You sold out in half an hour on the pre-sale day. There’s something about The Last Five Years. Why do you think audiences have such a strong response to this show?
JH: I think the music is brilliant, technically and emotionally. I still remember the first time I heard Jason Robert Brown sing that song when I was a freshman at the University of Miami, he sang “Movin’ Too Fast,” and it was the first time I cried—nasty cry. It’s a celebratory song but I remember almost snotting because it was so brilliant—the music just got me. I think the music is incredible; I think it’s about relationships building up and tearing apart. Whether you’re a kid or an older person, everyone can relate to seeing that, being a part of that, witnessing it, so that’s a timeless thing. I think what we’re seeing now is it’s written in such a brilliant way that it doesn’t matter the performers that are involved with it, it can live through different age groups, different races, different cultures I think. I think that’s what’s interesting about Cynthia and I doing it, and that’s what I’m really excited about. We’ve had a few rehearsals now, which is so exciting.

 

 

How much are the two of you rehearsing together?
JH:
It’s only going to be a couple of times because it’s so individual, but we do have some duets together, and we have to be there to support each other being in the scenes and things, so I think altogether it’ll just be a handful of times. It’s thrilling! It’s different than anything you’ve heard on the recording. I didn’t see the Off-Broadway show, but it’s different than hearing anything I would imagine. Hearing Cynthia sing some of these songs—it’s totally re-imagined, yet still has the same intent. I think that audience… That is the golden ticket and they’ll be in for a real treat. Hopefully there’ll be another time, we’ll see.

 

You spend so much time not on the same stage. How much of a chemistry does there need to be between the two of you?
JH:
I think that’s something that we’re finding out right now, and in this last week we’re going to put it all together even more, but it was very important for us to even be next to each other in rehearsal singing these songs. To feel each other and how when you have the other person, you’re singing a song it’s a solo, but to feel how this person may react, and also to hear each other sing. I think that informs a lot of [choices]. For instance, hearing Cynthia, hearing her strength and her vulnerability and where she slides on that spectrum with Cathy. So that informs how I talk to her and how I get upset with her and when I get annoyed. It was all about hearing Cynthia go to those places. There’s just a sensitivity that I think in a very short time we’ve had to develop, and it’s exciting to do that with her.

 

How would you describe your take on Jaime?
JH:
Well, what I’m fascinated by him is: he’s a genius, and he got success very early in his life, and that does something to a person. That’s something that I can sort of relate to. In coming to New York I got my first Broadway show six months after I got here. So that song, “Movin’ Too Fast,” means so much to me, knowing that feeling where it’s just where you imagined yourself but it’s flying by you at a million miles an hour. So I have a lot of connection with him—I’m not calling myself a genius, P.S., but that idea of success coming to you quickly and what that does to your relationship. I was in a relationship (thankfully I’m married to the woman I was in a relationship with at the time), but that affects things because there’s no template. It’s a hard thing. When success comes, it changes everything, so I’m interested in portraying what that’s like and I think I have a lot of connection with that.

 

Is “Movin’ Too Fast” your favorite song from the show, or is there another one you love? 

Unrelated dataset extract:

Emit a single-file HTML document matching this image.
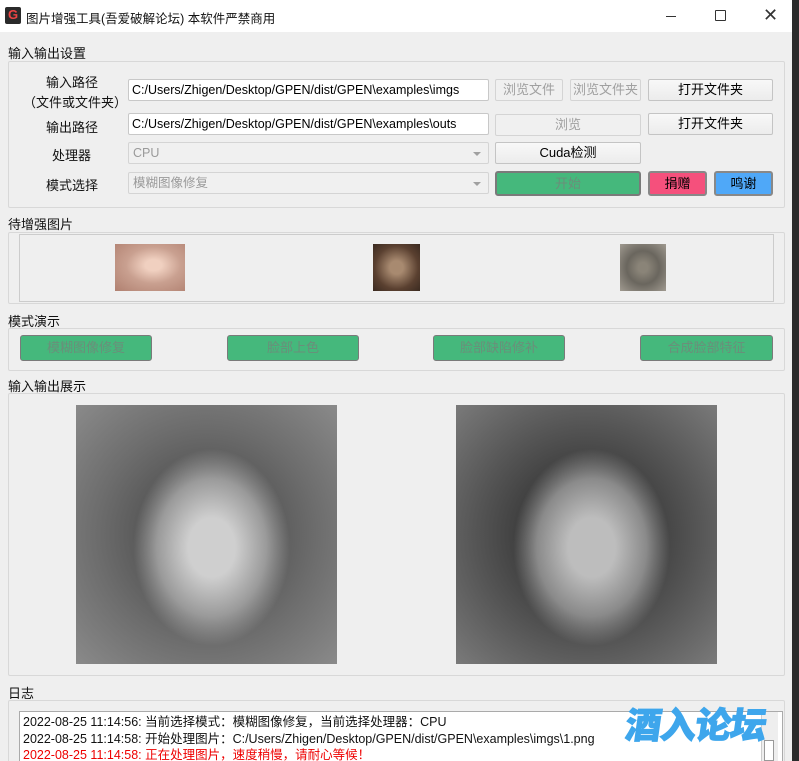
<!DOCTYPE html>
<html><head><meta charset="utf-8"><style>
*{margin:0;padding:0;box-sizing:border-box}
body{width:799px;height:761px;overflow:hidden;background:#efefef;font-family:"Liberation Sans","Noto Sans CJK SC",sans-serif;font-size:13px;color:#000;position:relative}
.win{position:absolute;left:0;top:0;width:792px;height:761px;background:#efefef;overflow:hidden}
.side{position:absolute;left:792px;top:0;width:7px;height:761px;background:#2b2b2b}
.tb{position:absolute;left:0;top:0;width:792px;height:32px;background:#fff}
.a{position:absolute}
.lbl{position:absolute;font-size:13px;color:#111;white-space:nowrap}
.grp{position:absolute;border:1px solid #d8d8d8;border-radius:2px}
.inp{position:absolute;background:#fff;border:1px solid #c8c8c8;border-radius:2px;height:22px;line-height:20px;padding-left:3px;font-size:12.5px;white-space:nowrap;overflow:hidden}
.btn{position:absolute;background:linear-gradient(#f8f8f8,#ececec);border:1px solid #c4c4c4;border-radius:2px;text-align:center;font-size:13px;line-height:20px;height:22px}
.dis{color:#a0a0a0;background:#f0f0f0;border-color:#d4d4d4}
.cmb{position:absolute;background:#f0f0f0;border:1px solid #d4d4d4;border-radius:2px;height:22px;line-height:20px;padding-left:4px;color:#9a9a9a;font-size:12.5px}
.cmb:after{content:"";position:absolute;right:7px;top:9px;border-left:4px solid transparent;border-right:4px solid transparent;border-top:4px solid #a0a0a0}
.g{position:absolute;background:#45b87c;border:1px solid #7a7a7a;border-radius:3px;text-align:center;color:#6b8e7a;line-height:24px;font-size:13px}
</style></head><body>
<div class="side"></div>
<div class="win">
<div class="tb">
 <div class="a" style="left:5px;top:7px;width:16px;height:17px;background:#2a2a2a;border-radius:2px;color:#e44;font-weight:bold;font-size:13px;line-height:15px;text-align:center">G</div>
 <div class="lbl" style="left:26px;top:8px;font-size:12.5px">图片增强工具(吾爱破解论坛) 本软件严禁商用</div>
 <div class="a" style="left:666px;top:16px;width:10px;height:1px;background:#333"></div>
 <div class="a" style="left:715px;top:10px;width:11px;height:11px;border:1.5px solid #333;border-radius:1px"></div>
 <div class="lbl" style="left:763px;top:5px;font-size:18px;color:#333">✕</div>
</div>
<div class="lbl" style="left:8px;top:43px">输入输出设置</div>
<div class="grp" style="left:8px;top:61px;width:777px;height:147px"></div>
<div class="lbl" style="left:46px;top:72px">输入路径</div>
<div class="lbl" style="left:23px;top:92px">（文件或文件夹）</div>
<div class="inp" style="left:128px;top:79px;width:361px">C:/Users/Zhigen/Desktop/GPEN/dist/GPEN\examples\imgs</div>
<div class="btn dis" style="left:495px;top:79px;width:68px">浏览文件</div>
<div class="btn dis" style="left:570px;top:79px;width:71px">浏览文件夹</div>
<div class="btn" style="left:648px;top:79px;width:125px">打开文件夹</div>
<div class="lbl" style="left:46px;top:117px">输出路径</div>
<div class="inp" style="left:128px;top:113px;width:361px">C:/Users/Zhigen/Desktop/GPEN/dist/GPEN\examples\outs</div>
<div class="btn dis" style="left:495px;top:114px;width:146px">浏览</div>
<div class="btn" style="left:648px;top:113px;width:125px">打开文件夹</div>
<div class="lbl" style="left:52px;top:145px">处理器</div>
<div class="cmb" style="left:128px;top:142px;width:361px">CPU</div>
<div class="btn" style="left:495px;top:142px;width:146px">Cuda检测</div>
<div class="lbl" style="left:46px;top:175px">模式选择</div>
<div class="cmb" style="left:128px;top:172px;width:361px">模糊图像修复</div>
<div class="g" style="left:495px;top:171px;width:146px;height:25px;border-width:2px;line-height:21px">开始</div>
<div class="a" style="left:648px;top:171px;width:59px;height:25px;background:#f5507c;border:2px solid #888;border-radius:3px;text-align:center;line-height:21px">捐赠</div>
<div class="a" style="left:714px;top:171px;width:59px;height:25px;background:#4fa8f8;border:2px solid #888;border-radius:3px;text-align:center;line-height:21px">鸣谢</div>

<div class="lbl" style="left:8px;top:214px">待增强图片</div>
<div class="grp" style="left:8px;top:232px;width:777px;height:72px"></div>
<div class="a" style="left:19px;top:234px;width:755px;height:68px;border:1px solid #ccc"></div>
<div class="a" style="left:115px;top:244px;width:70px;height:47px;background:radial-gradient(ellipse at 55% 45%,#f0d0c0 15%,#c9a090 50%,#b08070)"></div>
<div class="a" style="left:373px;top:244px;width:47px;height:47px;background:radial-gradient(ellipse at 50% 50%,#a88a70 20%,#5a4030 65%,#3a2a20)"></div>
<div class="a" style="left:620px;top:244px;width:46px;height:47px;background:radial-gradient(ellipse at 50% 50%,#8a8478 15%,#6a665e 50%,#a09a90)"></div>

<div class="lbl" style="left:8px;top:311px">模式演示</div>
<div class="grp" style="left:8px;top:328px;width:777px;height:43px"></div>
<div class="g" style="left:20px;top:335px;width:132px;height:26px">模糊图像修复</div>
<div class="g" style="left:227px;top:335px;width:132px;height:26px">脸部上色</div>
<div class="g" style="left:433px;top:335px;width:132px;height:26px">脸部缺陷修补</div>
<div class="g" style="left:640px;top:335px;width:133px;height:26px">合成脸部特征</div>

<div class="lbl" style="left:8px;top:376px">输入输出展示</div>
<div class="grp" style="left:8px;top:393px;width:777px;height:283px"></div>
<div class="a" style="left:76px;top:405px;width:261px;height:259px;background:radial-gradient(ellipse 30% 38% at 52% 55%,#cfcfcf 30%,#9a9a9a 70%,transparent 100%),radial-gradient(ellipse at 50% 50%,#555 30%,#6d6d6d 60%,#8a8a8a)"></div>
<div class="a" style="left:456px;top:405px;width:261px;height:259px;background:radial-gradient(ellipse 30% 38% at 52% 55%,#bdbdbd 30%,#8a8a8a 70%,transparent 100%),radial-gradient(ellipse at 50% 50%,#3a3a3a 30%,#555 60%,#7a7a7a)"></div>

<div class="lbl" style="left:8px;top:683px">日志</div>
<div class="grp" style="left:8px;top:700px;width:777px;height:70px"></div>
<div class="a" style="left:19px;top:711px;width:764px;height:60px;background:#fff;border:1px solid #aaa"></div>
<div class="a" style="left:761px;top:712px;width:17px;height:50px;background:#eee;border-left:1px solid #ccc"></div>
<div class="a" style="left:764px;top:740px;width:10px;height:21px;background:#fff;border:1px solid #999"></div>
<div class="lbl" style="left:23px;top:711px;font-size:12.5px">2022-08-25 11:14:56: 当前选择模式：模糊图像修复，当前选择处理器：CPU</div>
<div class="lbl" style="left:23px;top:728px;font-size:12.5px">2022-08-25 11:14:58: 开始处理图片：C:/Users/Zhigen/Desktop/GPEN/dist/GPEN\examples\imgs\1.png</div>
<div class="lbl" style="left:23px;top:744px;font-size:12.5px;color:#e00">2022-08-25 11:14:58: 正在处理图片，速度稍慢，请耐心等候！</div>
<div class="lbl" style="left:626px;top:697px;font-size:36px;font-weight:900;color:#3ea6ec;letter-spacing:-1px;transform:skewX(-8deg);-webkit-text-stroke:1px #3ea6ec">酒入论坛</div>
</div>
</body></html>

JH: I think... Oh gosh, that’s so hard!!! I think ”If I Didn’t Believe In You”? Maybe? I seriously can’t answer that question. I can’t.

 

You mentioned earlier that what’s so beautiful about this is that so many people can step into the shoes of Jaime and Cathy and that it’s not just one type of story. This is the first time that we’re having two black actors play these roles and diversity was a big topic this past Broadway season. How are you feeling in terms of moving that forward?
JH:
I hope that it just continues to give black actors and other actors of color opportunities in ways that they haven’t had before especially because if the show works and artistically it works for that to happen, then why not? Why not? It’s so important for us to see ourselves up onstage, represented, and art is the best place for that to happen. And I think once it happens in art, it will happen even more in pop culture and more film and more TV. I think Broadway really cracked something open last year, and hopefully it wasn’t a fluke. And I think what Jason sort of caught onto was: why not? There are so many great reasons for it to happen. I’ll never forget after Shuffle Along…, there was this little girl—she was five years old with her mother—and I met them at the stage door, and her mother told me, “She looked up on that stage and she said, ‘They all look like me.’” The feeling of wonder that was just all over her face and the pride that came about because of that... Now she knows growing up that she can do something like that. She can shine. There are examples of that. The more we see that all across the board, red, brown, black, yellow, white, I think that’s just very important. I’m glad that Jason and Lin-Manuel [Miranda] and a lot of other people are starting to see that. I’m very excited about that and to be a part of that.

 

I don’t think Jason was like, “I’m gonna do that black L5Y.” I think he just said, “Cynthia is off the chain, Joshua is off the chain, let’s do it.”
JH: That’s exactly what he said. It wasn’t let me fill some quota. He was like, “Who can do this really really well?” That was the thought process—and because he knows his material and there was nothing saying no. So that’s really, really cool.